WRITTEN INSTRUCTION> Spot each line that carries the word "index"; copy those lines.

GIVEN MATERIAL>
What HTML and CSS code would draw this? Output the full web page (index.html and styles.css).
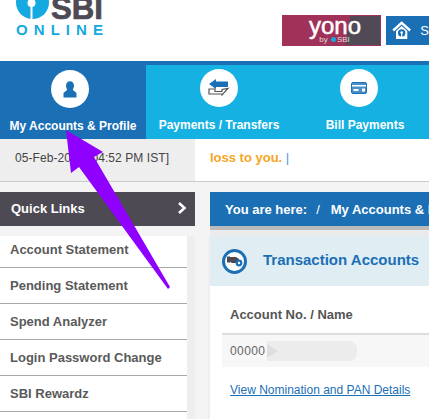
FILE: index.html
```html
<!DOCTYPE html>
<html lang="en">
<head>
    <meta charset="UTF-8">
    <meta name="viewport" content="width=device-width, initial-scale=1.0">
    <title>SBI Online</title>
    <link rel="stylesheet" href="styles.css">
</head>
<body>
    <header class="top">
        <svg class="logo" width="110" height="40" viewBox="0 0 110 40">
            <circle cx="32.5" cy="2.5" r="16.5" fill="#15a9e1"/>
            <circle cx="31.5" cy="3" r="4" fill="#fff"/>
            <rect x="30.5" y="3" width="2" height="17" fill="#fff"/>
            <text x="51" y="19" class="logo-sbi" textLength="52" lengthAdjust="spacingAndGlyphs">SBI</text>
            <text x="16" y="35" class="logo-online" textLength="87">ONLINE</text>
        </svg>
        <div class="top-right">
            <div class="yono">
                <span class="yono-name">yono</span>
                <span class="yono-by">by <i class="yono-dot"></i>SBI</span>
            </div>
            <div class="home-btn">
                <svg width="24" height="23" viewBox="0 0 24 23">
                    <polyline points="1.5,11.5 12,2 22.5,11.5" fill="none" stroke="#fff" stroke-width="3"/>
                    <path d="M5 12 L12 6 L19 12 V22 H5 Z" fill="#fff"/>
                    <circle cx="12" cy="14.5" r="4.6" fill="#1b6fb5"/>
                    <circle cx="12" cy="14" r="1.6" fill="#fff"/>
                    <rect x="11.3" y="14" width="1.4" height="7" fill="#fff"/>
                </svg>
                <span>S</span>
            </div>
        </div>
    </header>

    <nav class="nav">
        <a class="nav-item active">
            <span class="nav-icon shift-a">
                <svg width="14" height="17" viewBox="0 0 14 17">
                    <ellipse cx="7" cy="5" rx="4" ry="4.8" fill="#1b6fb5"/>
                    <path d="M4.5 8.5 H9.5 L13.5 12 V16.5 H0.5 V12 Z" fill="#1b6fb5"/>
                </svg>
            </span>
            <span class="nav-label">My Accounts &amp; Profile</span>
        </a>
        <a class="nav-item">
            <span class="nav-icon">
                <svg width="22" height="18" viewBox="0 0 22 18">
                    <path d="M1 5 L8 0 V2.5 H20 V8 H8 V10 Z" fill="#1b6fb5"/>
                    <path d="M1 10 H7 V12.5 H14 V10.5 L20 9.5 L14 16 V15 H1 Z" fill="#fff" stroke="#555" stroke-width="1.2"/>
                </svg>
            </span>
            <span class="nav-label">Payments / Transfers</span>
        </a>
        <a class="nav-item">
            <span class="nav-icon shift-c">
                <svg width="16" height="12" viewBox="0 0 16 12">
                    <rect x="0.5" y="0.5" width="15" height="11" rx="1.5" fill="#4a8fc7" stroke="#1b6fb5"/>
                    <rect x="1" y="3" width="14" height="1.5" fill="#fff"/>
                    <rect x="2.5" y="7" width="5" height="2" fill="#fff"/>
                    <rect x="11" y="6.5" width="3" height="3" fill="#fff"/>
                </svg>
            </span>
            <span class="nav-label">Bill Payments</span>
        </a>
    </nav>

    <div class="ticker">
        <div class="ticker-date">05-Feb-2021 [04:52 PM IST]</div>
        <div class="ticker-msg">loss to you. <span class="ticker-sep">|</span></div>
    </div>

    <div class="main">
        <aside class="side">
            <div class="quick">
                <span>Quick Links</span>
                <svg width="10" height="12" viewBox="0 0 10 12">
                    <path d="M2 1 L7.5 6 L2 11" fill="none" stroke="#fff" stroke-width="2.6"/>
                </svg>
            </div>
            <ul class="side-list">
                <li>Account Statement</li>
                <li>Pending Statement</li>
                <li>Spend Analyzer</li>
                <li>Login Password Change</li>
                <li>SBI Rewardz</li>
            </ul>
        </aside>

        <section class="content">
            <div class="crumb">
                <span>You are here:</span>
                <span class="crumb-sep">/</span>
                <span class="crumb-last">My Accounts &amp; Profile</span>
            </div>
            <div class="panel">
                <div class="panel-head">
                    <span class="panel-icon">
                        <svg width="16" height="12" viewBox="0 0 16 12">
                            <rect x="0" y="1.5" width="3" height="6" fill="#4d4a54"/>
                            <path d="M3 2 H9 L12 4 V8 H5 L3 7 Z" fill="#4d4a54"/>
                            <circle cx="12" cy="8" r="3.4" fill="#1b6fb5"/>
                            <circle cx="12" cy="8" r="1.2" fill="#fff"/>
                        </svg>
                    </span>
                    <h2>Transaction Accounts</h2>
                </div>
                <div class="panel-body">
                    <div class="col-head">Account No. / Name</div>
                    <div class="acc-row">
                        <span>00000</span>
                        <span class="smudge"></span>
                    </div>
                    <a class="nom-link" href="#">View Nomination and PAN Details</a>
                </div>
            </div>
        </section>
    </div>

    <svg class="arrow" width="429" height="419" viewBox="0 0 429 419">
        <polygon points="66,130 103,152 94,157 170,287 168,289 79,167 71,173" fill="#8f00ff"/>
    </svg>
</body>
</html>
```

FILE: styles.css
```css
html, body {
    margin: 0;
    padding: 0;
}
body {
    width: 429px;
    height: 419px;
    overflow: hidden;
    position: relative;
    font-family: "Liberation Sans", Arial, sans-serif;
    background-color: #f4f4f4;
}

/* header */
.top {
    height: 61px;
    background: white;
    display: flex;
    justify-content: space-between;
    overflow: hidden;
}
.logo {
    display: block;
}
.logo-sbi {
    font-size: 32px;
    font-weight: bold;
    fill: #4d4a54;
    stroke: #4d4a54;
    stroke-width: 0.7px;
}
.logo-online {
    font-size: 15px;
    font-weight: bold;
    fill: #15a9e1;
}
.top-right {
    display: flex;
    gap: 5px;
    padding-top: 15px;
    width: 147px;
    flex-shrink: 0;
}
.yono {
    width: 99px;
    height: 31px;
    box-sizing: border-box;
    border: 1px solid #a03259;
    background: linear-gradient(100deg, #a03259 66%, #4f4a55 66%);
    color: white;
    display: flex;
    flex-direction: column;
    align-items: center;
    flex-shrink: 0;
}
.yono-name {
    font-size: 24px;
    line-height: 19px;
    margin-left: 7px;
    -webkit-text-stroke: 0.5px white;
}
.yono-by {
    font-size: 8px;
    line-height: 10px;
    margin-left: 6px;
    color: #ddd;
}
.yono-dot {
    display: inline-block;
    width: 5px;
    height: 5px;
    margin: 0 1px;
    border-radius: 50%;
    background-color: #15a9e1;
}
.home-btn {
    flex: 1;
    height: 29px;
    margin-top: 1px;
    background-color: #1b6fb5;
    display: flex;
    align-items: center;
    gap: 9px;
    padding-left: 6px;
    color: white;
    font-size: 13px;
    white-space: nowrap;
    overflow: hidden;
}

/* main nav */
.nav {
    height: 78px;
    display: flex;
    box-sizing: border-box;
    background-color: #15b1e3;
    border-top: 4px solid #1b6fb5;
    overflow: hidden;
}
.nav-item {
    width: 146px;
    flex-shrink: 0;
    display: flex;
    flex-direction: column;
    align-items: center;
    padding-top: 4px;
    color: white;
}
.nav-item.active {
    background-color: #1b6fb5;
    margin-top: -4px;
    padding-top: 9px;
}
.nav-icon {
    width: 38px;
    height: 38px;
    border-radius: 50%;
    background: white;
    display: flex;
    align-items: center;
    justify-content: center;
}
.shift-a {
    margin-left: -6px;
}
.shift-c {
    margin-left: -12px;
}
.nav-label {
    margin-top: 11px;
    font-size: 12px;
    font-weight: bold;
    line-height: 14px;
    white-space: nowrap;
}

/* ticker */
.ticker {
    height: 42px;
    background: white;
    display: flex;
    align-items: stretch;
    border-bottom: 1px solid #ccc;
    font-size: 12px;
}
.ticker-date {
    width: 180px;
    padding-left: 15px;
    background-color: #eee;
    color: #444;
    line-height: 38px;
    letter-spacing: 0.08px;
}
.ticker-msg {
    padding-left: 15px;
    color: #f5a623;
    font-weight: bold;
    font-size: 13px;
    line-height: 38px;
}
.ticker-sep {
    color: #4a9be0;
    font-weight: normal;
}

/* below ticker */
.main {
    display: flex;
    gap: 15px;
    padding-top: 10px;
}
.side {
    width: 195px;
    flex-shrink: 0;
}
.quick {
    height: 34px;
    box-sizing: border-box;
    background-color: #4d4a54;
    color: white;
    font-size: 13px;
    font-weight: bold;
    display: flex;
    align-items: center;
    justify-content: space-between;
    padding: 0 8px 2px 11px;
}
.side-list {
    list-style: none;
    margin: 10px 0 0;
    padding: 0;
    width: 187px;
    height: 200px;
    background: white;
    border-right: 8px solid #eee;
}
.side-list li {
    height: 35px;
    line-height: 35px;
    padding-left: 10px;
    border-bottom: 1px solid #aaa;
    color: #5a5a5a;
    font-size: 13px;
    font-weight: bold;
}
.side-list li:first-child {
    height: 31px;
    line-height: 28px;
}
.content {
    flex: 1;
    min-width: 0;
}
.crumb {
    height: 34px;
    background-color: #1b6fb5;
    color: white;
    font-size: 13px;
    font-weight: bold;
    display: flex;
    align-items: center;
    padding-left: 15px;
    gap: 9px;
    white-space: nowrap;
    overflow: hidden;
    box-shadow: 0 4px 0 #bbb, 0 10px 0 #ebebeb;
}
.crumb-sep {
    font-weight: normal;
    padding-right: 2px;
}
.panel {
    margin-top: 10px;
    height: 200px;
    background: white;
    box-shadow: -2px 0 0 #efefef;
}
.panel-head {
    height: 50px;
    background-color: #e0edf3;
    display: flex;
    align-items: center;
    padding-left: 12px;
    gap: 16px;
}
.panel-icon {
    width: 19px;
    height: 19px;
    border: 3px solid #1b6fb5;
    border-radius: 50%;
    background: white;
    display: flex;
    align-items: center;
    justify-content: center;
}
.panel-head h2 {
    margin: 0 0 3px;
    font-size: 15px;
    color: #1b6fb5;
    white-space: nowrap;
}
.panel-body {
    padding-top: 21px;
}
.col-head {
    margin-left: 12px;
    padding: 0 0 11px 8px;
    font-size: 13px;
    font-weight: bold;
    color: #555;
    border-bottom: 2px solid #ddd;
    line-height: 15px;
}
.acc-row {
    margin-left: 12px;
    height: 32px;
    padding-left: 8px;
    background-color: #f7f7f7;
    display: flex;
    align-items: center;
    font-size: 12px;
    letter-spacing: 0.4px;
    color: #666;
}
.smudge {
    width: 90px;
    height: 20px;
    background-color: #ececec;
    border-radius: 0 8px 8px 0;
    margin-left: 2px;
    position: relative;
}
.smudge::before {
    content: "";
    position: absolute;
    left: 0;
    top: 3px;
    border-left: 11px solid #dedede;
    border-top: 7px solid transparent;
    border-bottom: 7px solid transparent;
}
.nom-link {
    display: block;
    margin: 16px 0 0 20px;
    font-size: 12px;
    line-height: 14px;
    color: #1b6fb5;
    white-space: nowrap;
}

/* annotation drawn over the screenshot */
.arrow {
    position: absolute;
    left: 0;
    top: 0;
    pointer-events: none;
}
```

EXERCISE OUTPUT>
What HTML and CSS code would draw this? Output the full web page (index.html and styles.css).
FILE: index.html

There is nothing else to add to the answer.